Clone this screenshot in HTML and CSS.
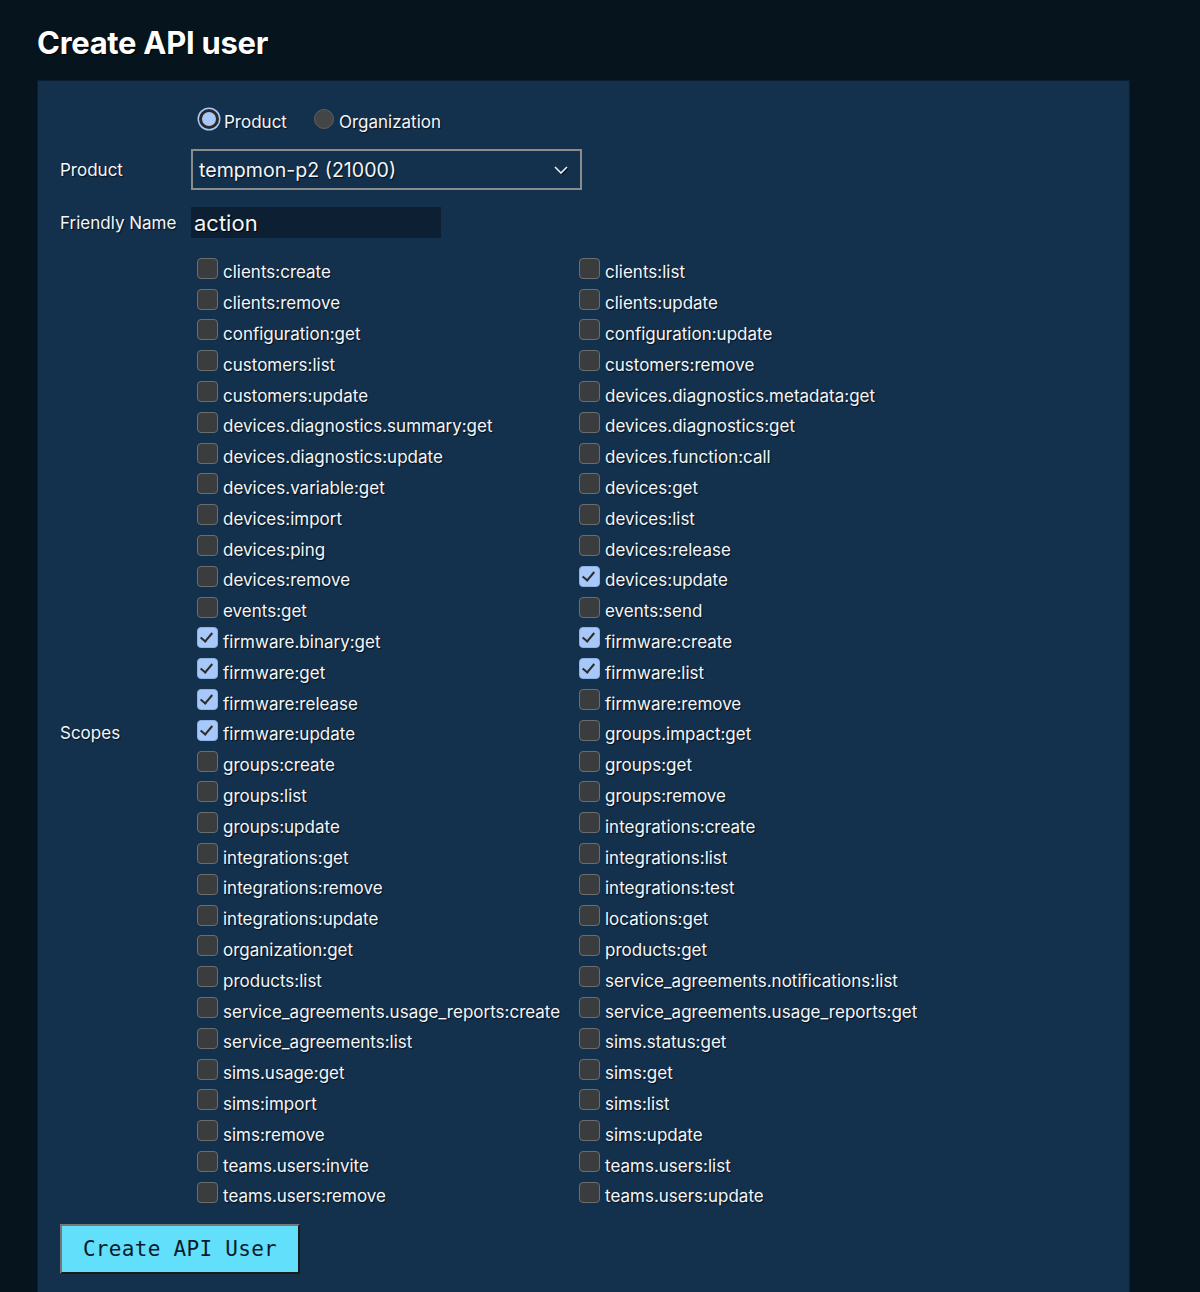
==
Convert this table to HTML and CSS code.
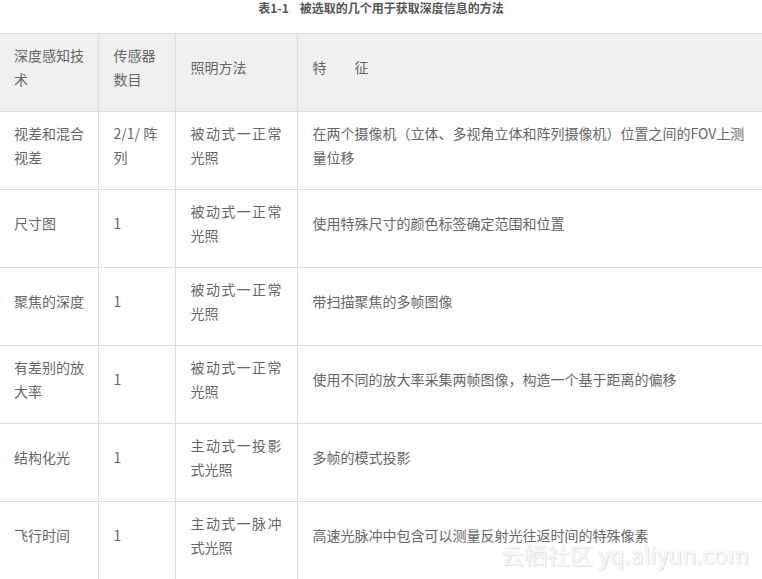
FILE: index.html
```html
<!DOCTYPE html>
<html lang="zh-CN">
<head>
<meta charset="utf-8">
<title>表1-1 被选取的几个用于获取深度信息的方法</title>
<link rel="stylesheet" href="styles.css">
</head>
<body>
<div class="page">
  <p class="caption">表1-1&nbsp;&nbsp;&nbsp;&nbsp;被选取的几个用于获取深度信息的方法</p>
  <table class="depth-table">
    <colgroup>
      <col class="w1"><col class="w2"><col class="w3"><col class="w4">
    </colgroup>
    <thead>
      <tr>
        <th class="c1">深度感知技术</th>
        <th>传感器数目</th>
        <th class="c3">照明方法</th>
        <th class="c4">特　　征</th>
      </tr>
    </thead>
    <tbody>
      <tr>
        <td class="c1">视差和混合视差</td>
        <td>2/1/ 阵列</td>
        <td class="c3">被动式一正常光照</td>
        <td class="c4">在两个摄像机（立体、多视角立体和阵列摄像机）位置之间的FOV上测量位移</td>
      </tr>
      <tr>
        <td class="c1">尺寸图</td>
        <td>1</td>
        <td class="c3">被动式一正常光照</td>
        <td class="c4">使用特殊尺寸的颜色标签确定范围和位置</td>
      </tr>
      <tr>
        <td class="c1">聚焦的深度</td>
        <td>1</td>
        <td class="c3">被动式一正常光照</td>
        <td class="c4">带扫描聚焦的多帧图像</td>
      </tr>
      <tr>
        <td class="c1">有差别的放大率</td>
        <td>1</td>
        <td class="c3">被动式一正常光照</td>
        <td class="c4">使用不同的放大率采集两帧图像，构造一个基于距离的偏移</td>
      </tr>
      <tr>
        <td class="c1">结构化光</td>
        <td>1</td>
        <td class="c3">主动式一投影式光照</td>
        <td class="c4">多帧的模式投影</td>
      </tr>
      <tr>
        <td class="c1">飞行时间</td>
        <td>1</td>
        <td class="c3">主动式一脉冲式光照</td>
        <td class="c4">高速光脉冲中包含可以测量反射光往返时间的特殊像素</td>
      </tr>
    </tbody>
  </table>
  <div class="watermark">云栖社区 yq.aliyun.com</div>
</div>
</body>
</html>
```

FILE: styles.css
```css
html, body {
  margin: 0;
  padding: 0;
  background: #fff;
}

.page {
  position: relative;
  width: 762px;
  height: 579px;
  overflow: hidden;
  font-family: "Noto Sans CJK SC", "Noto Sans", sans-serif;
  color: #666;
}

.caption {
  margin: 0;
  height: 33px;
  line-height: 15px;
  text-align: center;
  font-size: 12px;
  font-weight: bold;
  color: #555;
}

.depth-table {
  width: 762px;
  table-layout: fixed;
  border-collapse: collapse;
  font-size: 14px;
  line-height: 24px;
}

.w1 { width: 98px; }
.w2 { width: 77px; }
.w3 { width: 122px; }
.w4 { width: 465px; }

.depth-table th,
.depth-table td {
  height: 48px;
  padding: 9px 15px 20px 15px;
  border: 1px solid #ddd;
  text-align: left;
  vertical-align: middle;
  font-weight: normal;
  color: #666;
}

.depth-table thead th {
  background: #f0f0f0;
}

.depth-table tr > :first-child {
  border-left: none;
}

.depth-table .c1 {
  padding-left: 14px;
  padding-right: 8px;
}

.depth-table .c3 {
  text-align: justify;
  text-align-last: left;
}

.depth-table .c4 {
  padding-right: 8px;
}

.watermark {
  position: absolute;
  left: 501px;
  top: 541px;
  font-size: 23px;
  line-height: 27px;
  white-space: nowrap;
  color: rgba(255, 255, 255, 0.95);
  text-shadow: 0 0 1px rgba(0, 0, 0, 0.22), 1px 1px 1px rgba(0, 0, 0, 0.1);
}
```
--
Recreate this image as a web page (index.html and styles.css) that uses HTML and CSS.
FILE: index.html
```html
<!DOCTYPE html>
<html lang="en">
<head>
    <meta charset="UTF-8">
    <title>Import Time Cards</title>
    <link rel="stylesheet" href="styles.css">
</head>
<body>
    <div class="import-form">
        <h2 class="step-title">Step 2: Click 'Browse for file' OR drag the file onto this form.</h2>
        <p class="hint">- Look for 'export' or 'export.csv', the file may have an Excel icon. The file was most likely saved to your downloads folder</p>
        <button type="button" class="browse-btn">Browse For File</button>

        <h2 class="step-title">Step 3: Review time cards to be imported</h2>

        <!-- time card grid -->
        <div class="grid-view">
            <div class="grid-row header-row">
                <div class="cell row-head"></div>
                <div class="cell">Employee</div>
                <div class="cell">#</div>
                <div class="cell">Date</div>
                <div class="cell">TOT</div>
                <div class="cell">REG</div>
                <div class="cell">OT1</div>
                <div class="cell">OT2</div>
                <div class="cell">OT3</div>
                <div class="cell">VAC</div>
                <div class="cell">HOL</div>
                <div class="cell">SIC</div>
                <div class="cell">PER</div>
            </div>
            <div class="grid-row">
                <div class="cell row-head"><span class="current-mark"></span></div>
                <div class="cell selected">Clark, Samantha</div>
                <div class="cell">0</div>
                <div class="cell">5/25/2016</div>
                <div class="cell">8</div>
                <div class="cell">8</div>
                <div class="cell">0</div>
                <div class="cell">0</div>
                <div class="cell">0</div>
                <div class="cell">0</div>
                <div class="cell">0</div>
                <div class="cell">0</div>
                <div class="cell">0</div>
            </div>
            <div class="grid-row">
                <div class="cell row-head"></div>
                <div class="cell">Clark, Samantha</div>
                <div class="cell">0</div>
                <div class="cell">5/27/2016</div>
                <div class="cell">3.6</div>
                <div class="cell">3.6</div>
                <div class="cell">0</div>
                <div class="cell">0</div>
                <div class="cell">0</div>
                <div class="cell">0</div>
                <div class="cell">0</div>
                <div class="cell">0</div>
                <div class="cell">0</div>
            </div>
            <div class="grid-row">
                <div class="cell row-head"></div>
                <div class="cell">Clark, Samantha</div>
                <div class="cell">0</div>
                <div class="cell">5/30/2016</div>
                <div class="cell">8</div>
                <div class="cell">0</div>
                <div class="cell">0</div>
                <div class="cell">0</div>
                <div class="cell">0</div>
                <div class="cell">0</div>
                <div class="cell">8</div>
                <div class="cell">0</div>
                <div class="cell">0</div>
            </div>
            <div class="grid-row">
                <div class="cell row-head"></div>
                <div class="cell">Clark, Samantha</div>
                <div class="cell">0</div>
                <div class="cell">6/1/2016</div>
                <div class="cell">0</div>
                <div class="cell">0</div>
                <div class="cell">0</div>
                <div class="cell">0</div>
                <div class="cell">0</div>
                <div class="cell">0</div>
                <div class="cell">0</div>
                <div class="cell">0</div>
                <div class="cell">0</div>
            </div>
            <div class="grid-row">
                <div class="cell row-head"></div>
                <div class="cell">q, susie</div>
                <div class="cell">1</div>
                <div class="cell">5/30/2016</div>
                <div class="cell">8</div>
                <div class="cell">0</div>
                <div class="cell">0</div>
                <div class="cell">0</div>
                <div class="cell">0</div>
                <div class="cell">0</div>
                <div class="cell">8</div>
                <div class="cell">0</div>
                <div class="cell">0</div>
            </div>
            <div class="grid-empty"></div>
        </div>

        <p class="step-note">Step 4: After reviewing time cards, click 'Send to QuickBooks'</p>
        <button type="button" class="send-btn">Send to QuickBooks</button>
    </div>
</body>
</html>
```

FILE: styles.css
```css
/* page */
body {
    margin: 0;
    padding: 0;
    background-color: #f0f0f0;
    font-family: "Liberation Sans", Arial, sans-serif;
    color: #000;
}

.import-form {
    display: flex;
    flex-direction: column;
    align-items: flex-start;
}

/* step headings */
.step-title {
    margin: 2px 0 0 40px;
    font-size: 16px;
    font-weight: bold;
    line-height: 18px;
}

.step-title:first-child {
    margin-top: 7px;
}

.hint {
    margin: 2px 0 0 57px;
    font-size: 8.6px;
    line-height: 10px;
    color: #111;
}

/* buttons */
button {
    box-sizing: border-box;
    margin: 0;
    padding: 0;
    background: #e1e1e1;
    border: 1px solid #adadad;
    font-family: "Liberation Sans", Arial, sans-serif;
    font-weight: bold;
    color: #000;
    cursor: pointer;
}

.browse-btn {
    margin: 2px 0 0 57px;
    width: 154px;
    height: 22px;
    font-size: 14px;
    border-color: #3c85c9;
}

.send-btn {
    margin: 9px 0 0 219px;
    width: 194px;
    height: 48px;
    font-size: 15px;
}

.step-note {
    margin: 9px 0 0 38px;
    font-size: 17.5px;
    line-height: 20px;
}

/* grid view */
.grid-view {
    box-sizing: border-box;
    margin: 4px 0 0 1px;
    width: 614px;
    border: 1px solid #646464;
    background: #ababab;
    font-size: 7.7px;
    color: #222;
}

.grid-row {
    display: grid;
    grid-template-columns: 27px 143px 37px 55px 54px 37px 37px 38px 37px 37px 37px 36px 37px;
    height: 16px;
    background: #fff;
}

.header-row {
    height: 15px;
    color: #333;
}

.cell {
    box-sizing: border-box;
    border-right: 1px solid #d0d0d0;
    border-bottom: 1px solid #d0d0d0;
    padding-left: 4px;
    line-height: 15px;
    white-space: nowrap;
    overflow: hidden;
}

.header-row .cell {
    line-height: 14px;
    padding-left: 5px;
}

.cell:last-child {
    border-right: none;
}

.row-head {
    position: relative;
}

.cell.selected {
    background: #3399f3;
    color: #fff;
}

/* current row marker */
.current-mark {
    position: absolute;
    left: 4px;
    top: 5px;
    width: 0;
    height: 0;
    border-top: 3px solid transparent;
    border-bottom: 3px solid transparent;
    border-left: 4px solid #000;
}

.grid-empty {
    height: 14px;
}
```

▶ [To do]:
Extract every line containing the string "table" from the data above.

▶ [Exercise output]:
Convert this table to HTML and CSS code.
  <table class="depth-table">
  </table>
.depth-table {
  table-layout: fixed;
.depth-table th,
.depth-table td {
.depth-table thead th {
.depth-table tr > :first-child {
.depth-table .c1 {
.depth-table .c3 {
.depth-table .c4 {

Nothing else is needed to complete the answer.